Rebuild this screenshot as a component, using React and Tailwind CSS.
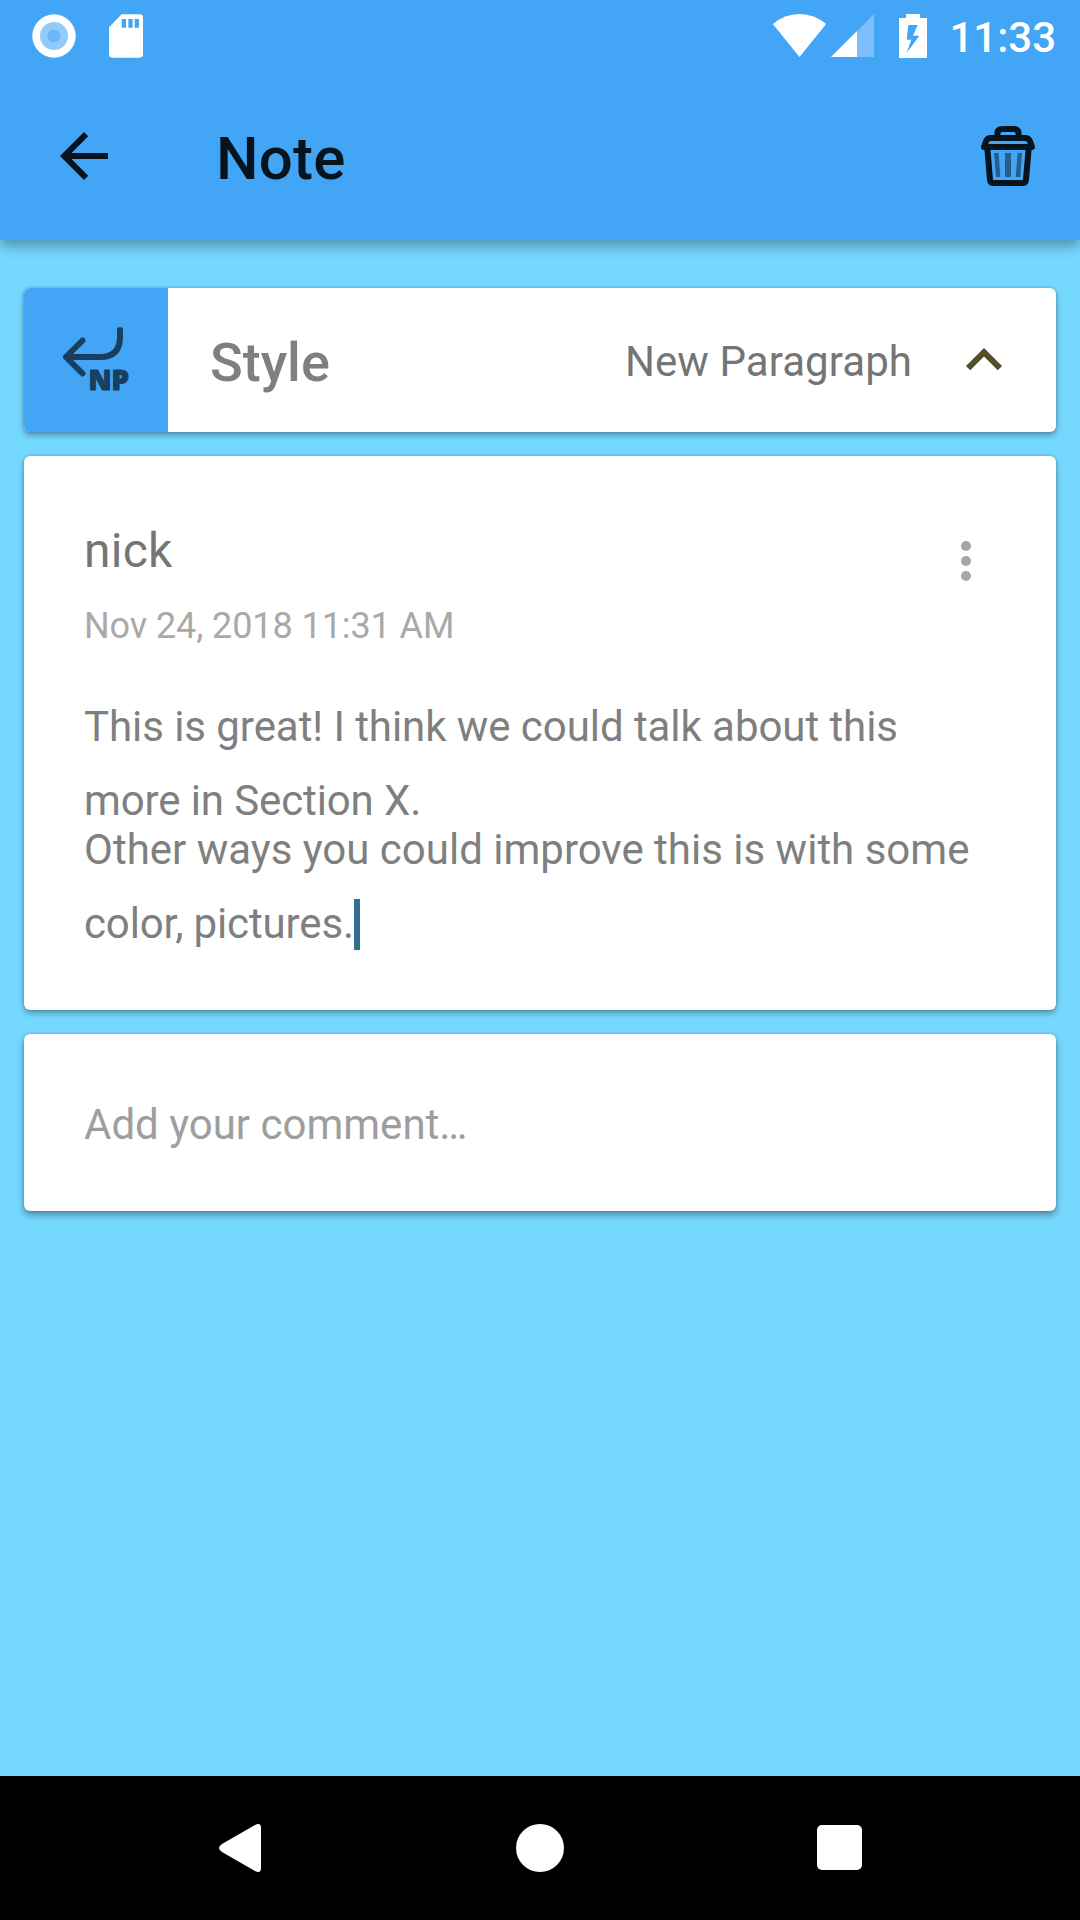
function StatusBar() {
  return (
    <div className="flex h-[72px] shrink-0 items-start justify-between pt-3 pr-6 pl-8 text-white">
      <div className="flex gap-8">
        <svg className="h-12 w-11" viewBox="0 0 44 48">
          <circle cx="22" cy="24" r="21.7" fill="#fff" />
          <circle cx="22" cy="24" r="14" fill="#92cbf9" />
          <circle cx="22" cy="24" r="6.6" fill="#6cb8f7" />
        </svg>
        <svg className="h-12 w-9" viewBox="324 36 108 144">
          <path
            d="M365 43H419Q429 43 429 53V163Q429 173 419 173H337Q327 173 327 163V82ZM365 57V83H378V57ZM385 57V83H398V57ZM404 57V83H417V57Z"
            fill="#fff"
            fillRule="evenodd"
          />
        </svg>
      </div>
      <div className="flex">
        <svg className="h-12 w-[55px]" viewBox="96 36 165 144">
          <path d="M98.500 72Q134 42 178.500 42T258.500 72L178.500 171Z" fill="#fff" />
        </svg>
        <svg className="ml-1 h-12 w-[44px]" viewBox="273 36 132 144">
          <path d="M351 94L402 42V171H351Z" fill="#7cbffb" />
          <path d="M273 171L351 93V171Z" fill="#fff" />
        </svg>
        <svg className="ml-[23px] h-12 w-[30px]" viewBox="474 36 90 144">
          <path
            d="M498 42H540V54H561V174H477V54H498ZM505 75L500 119H514L500 159L538 107H519L533 75Z"
            fill="#fff"
            fillRule="evenodd"
          />
        </svg>
        <span className="ml-[21px] pt-[5px] text-[42px] leading-[42px] font-medium">11:33</span>
      </div>
    </div>
  );
}

function TrashIcon() {
  return (
    <svg className="h-16 w-14" viewBox="720 372 168 192" fill="none">
      <path d="M762 459H776L781 531H768ZM795 459H813V531H795ZM833 459H846L841 531H827Z" fill="#265f8b" />
      <g stroke="#07141e" strokeWidth="18" strokeLinejoin="round">
        <path d="M772 408V402Q772 387 787 387H821Q836 387 836 402V408" />
        <path d="M732 441L738 424Q742 414 753 414H855Q866 414 870 424L876 441Z" />
        <path d="M742 445L750 539Q751 549 761 549H847Q857 549 858 539L866 445" />
      </g>
    </svg>
  );
}

function AppBar() {
  return (
    <div className="flex flex-1 items-center pr-11 pl-12">
      <svg className="h-18 w-18" viewBox="0 0 24 24" fill="#07141e">
        <path d="M20 11H7.830l5.590-5.590L12 4l-8 8 8 8 1.410-1.410L7.830 13H20v-2z" />
      </svg>
      <h1 className="ml-24 flex-1 pt-[5px] text-[60px] leading-[60px] font-medium tracking-[0.2px] text-[#07141e]">Note</h1>
      <TrashIcon />
    </div>
  );
}

function StyleCard() {
  return (
    <section className="flex h-36 rounded-[6px] bg-white shadow-[0_3px_6px_rgba(0,0,0,0.33),0_0_3px_rgba(0,0,0,0.18)]">
      <div className="flex w-36 items-center justify-center rounded-l-[6px] bg-[#42a5f5]">
        <svg className="h-18 w-18 overflow-visible" viewBox="60 324 72 72" fill="none">
          <path
            d="M120 330V337Q120 357 100 357H66M82.500 340.500L66 357L82.500 373.500"
            stroke="#183f5f"
            strokeWidth="6"
            strokeLinecap="round"
            strokeLinejoin="round"
          />
          <text x="88.500" y="389.500" fill="#183f5f" stroke="#183f5f" strokeWidth="1.200" fontSize="28.500" fontWeight="800" fontFamily="Open Sans, sans-serif" textLength="40.500" lengthAdjust="spacingAndGlyphs">
            NP
          </text>
        </svg>
      </div>
      <div className="flex flex-1 items-center pr-9 pl-[42px]">
        <h2 className="flex-1 pt-[5px] text-[54px] leading-[60px] font-medium text-[#7f7f7f]">Style</h2>
        <span className="pt-[3px] text-[42px] leading-[48px] tracking-[0.07px] text-[#757575]">New Paragraph</span>
        <svg className="ml-9 h-18 w-18" viewBox="0 0 24 24" fill="#554e2b">
          <path d="M12 8l-6 6 1.410 1.410L12 10.830l4.590 4.580L18 14z" />
        </svg>
      </div>
    </section>
  );
}

function NoteCard() {
  return (
    <section className="h-[554px] rounded-[6px] bg-white px-15 pt-[66px] shadow-[0_3px_6px_rgba(0,0,0,0.33),0_0_3px_rgba(0,0,0,0.18)]">
      <div className="flex h-[168px] items-start justify-between">
        <div className="pt-px">
          <div className="text-[48px] leading-[56px] tracking-[0.25px] text-[#757575]">nick</div>
          <div className="mt-[26px] text-[36px] leading-[42px] tracking-[-0.09px] text-[#a9a9a9]">Nov 24, 2018 11:31 AM</div>
        </div>
        <div className="mt-[19px] mr-[25px] flex flex-col gap-[5px]">
          <i className="size-[10px] rounded-full bg-[#a6a6a6]" />
          <i className="size-[10px] rounded-full bg-[#a6a6a6]" />
          <i className="size-[10px] rounded-full bg-[#a6a6a6]" />
        </div>
      </div>
      <div className="text-[42px] leading-[74px] whitespace-nowrap text-[#7f7f7f]">
        <p>
          <span className="tracking-[-0.06px]">This is great! I think we could talk about this</span>
          <br />
          <span className="tracking-[-0.12px]">more in Section X.</span>
        </p>
        <p className="-mt-[25px]">
          Other ways you could improve this is with some
          <br />
          <span className="tracking-[-0.13px]">color, pictures.</span>
          <span className="inline-block h-[51px] w-[6px] bg-[#31708e] align-[-12px]" />
        </p>
      </div>
    </section>
  );
}

function CommentCard() {
  return (
    <section className="flex h-[177px] items-center rounded-[6px] bg-white px-15 pt-1 shadow-[0_4px_7px_rgba(0,0,0,0.36),0_0_3px_rgba(0,0,0,0.18)]">
      <span className="text-[42px] leading-[50px] text-[#9e9e9e]">Add your comment…</span>
    </section>
  );
}

function NavigationBar() {
  return (
    <nav className="flex h-36 shrink-0 items-center justify-center gap-[228px] bg-black">
      <svg className="h-18 w-18" viewBox="204 1812 72 72">
        <path d="M222 1844L255 1825Q261 1822 261 1828V1868Q261 1874 255 1871L222 1852Q216 1848 222 1844Z" fill="#fff" />
      </svg>
      <div className="flex w-18 justify-center">
        <div className="size-12 rounded-full bg-white" />
      </div>
      <div className="flex w-18 pb-px pl-[13px]">
        <div className="size-[45px] rounded-[5px] bg-white" />
      </div>
    </nav>
  );
}

export default function App() {
  return (
    <div className="flex h-[1920px] w-[1080px] flex-col overflow-hidden bg-[#75d8ff] font-[Roboto,sans-serif]">
      <header className="flex h-60 shrink-0 flex-col bg-[#42a5f5] shadow-[0_6px_12px_rgba(0,0,0,0.32)]">
        <StatusBar />
        <AppBar />
      </header>
      <main className="flex flex-1 flex-col gap-6 px-6 pt-12">
        <StyleCard />
        <NoteCard />
        <CommentCard />
      </main>
      <NavigationBar />
    </div>
  );
}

> [EXERCISE GOAL]:
Which lines hold the word "this"? Copy every one of them.

> [WRITTEN RESPONSE]:
Rebuild this screenshot as a component, using React and Tailwind CSS.
          <span className="tracking-[-0.06px]">This is great! I think we could talk about this</span>
          Other ways you could improve this is with some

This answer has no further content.